In 1989, Momoh tried to gain better control of the diamond industry. The government approved a proposal by the Dallas, Texas company Sunshine Broulle to take over the failing state diamond firm. Sunshine Broulle fielded security forces in an extensive and exclusive mining zone, which helped marginalize rival politicians running illicit mining operations. However, Momoh used Sunshine Broulle’s operations to spare the expense of building capable but politically risky institutions to enfold and undercut political rivals and collect state revenues. By relying on foreign firms who were dependent on concessions, the central government failed to develop its own capacity and so instead weakened its ability to withstand political challenges when those firms left, as Sunshine Broulle did in 1992. Additionally, local dissatisfaction increased each time outsiders were brought in to manage economic resources, thereby perpetuating the exclusion of the Sierra Leoneans from economic gain.

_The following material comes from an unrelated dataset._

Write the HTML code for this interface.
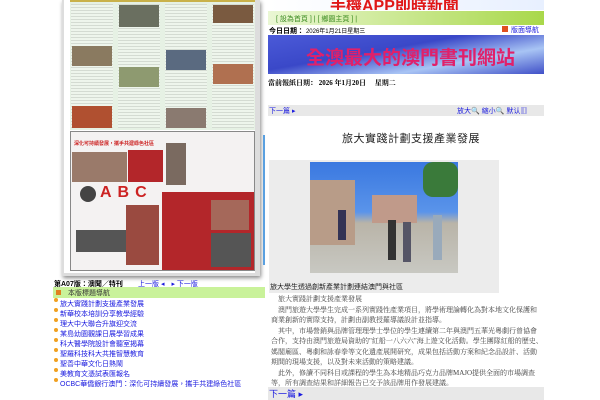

Ghana itself is no stranger to natural resource wealth, due to the concentration of gold veins in the Ashanti region, but again, most of those profits benefit foreign investors.
However, there is hope. Botswana provides a good model of a state and its citizens benefiting from natural wealth. From the same paper:
Diamonds were not discovered in Botswana until after independence. The government approached the negotiations with de Beers with the goal of negotiating fiscal arrangements which would yield maximum revenue in order to fund economic growth. Initially, negotiations favored de Beers, but as de Beers made more investments, it became less able to abandon its projects. Also, neither the government nor de Beers correctly estimated Botswana’s available resources, leading de Beers to commit to longer time frames than it originally envisioned.
The Botswana government is a competent bargaining agent and so while it began with one third of the shares of the operation, it used the discovery of new mines to renegotiate the original contract in the later 1970s, eventually controlling up to 60 percent of its mining operations. The revenues from the diamond mines provide substantial revenue with which to fund development projects. These include funding health facilities, schools; provide clean, pipe-borne water to every community, and otherwise raise the physical standard of living.
In addition to its bargaining powers, the government is also a competent macroeconomic manager. Despite the downturn in diamond profits during the 1980s, the government was able to initiate new development programs, including the Financial Assistance Program which aimed to shift manufacturing jobs from urban areas to the countryside in order to boost the rural economy. While the benefits of Botswana’s economic growth are still uneven, and the government receives widespread criticism in particular for its treatment of the San people of the Kalahari, Botswana now boasts a per capita income of over $3000, making it a middle income country, and one of the richest in Africa.
Botswana isn't nearly perfect, or even very liberal; through various cultural traditions and institutional choices, it has deliberately limited the effectiveness of civil society. The kgotlas system [a process by which the community nominally decides policy, but really serves as public relations events to consolidate support for the elites’ decisions] already diminishes the expectation of citizen participation by presenting tribal, and now government policy, as fait accompli. The provision of public services further reduces any need citizens might have to lobby the government. However, it is stable and developing, and is increasingly coming under criticism from indigenous groups, and progress continues to build a strong civil society.
Ghana is not a country I know much about, but it is stable, and seems to do well in international rankings. Of course, these aren't the only factors in play: there is no local hegemon to stabilize the region (and its neighbors don't have the most promising history), it is not as demographically homogenous as Botswana, and I really can't speak on the state-civil relations at all. But, with good management and democratic participation, much is possible. I'm cautiously optimistic.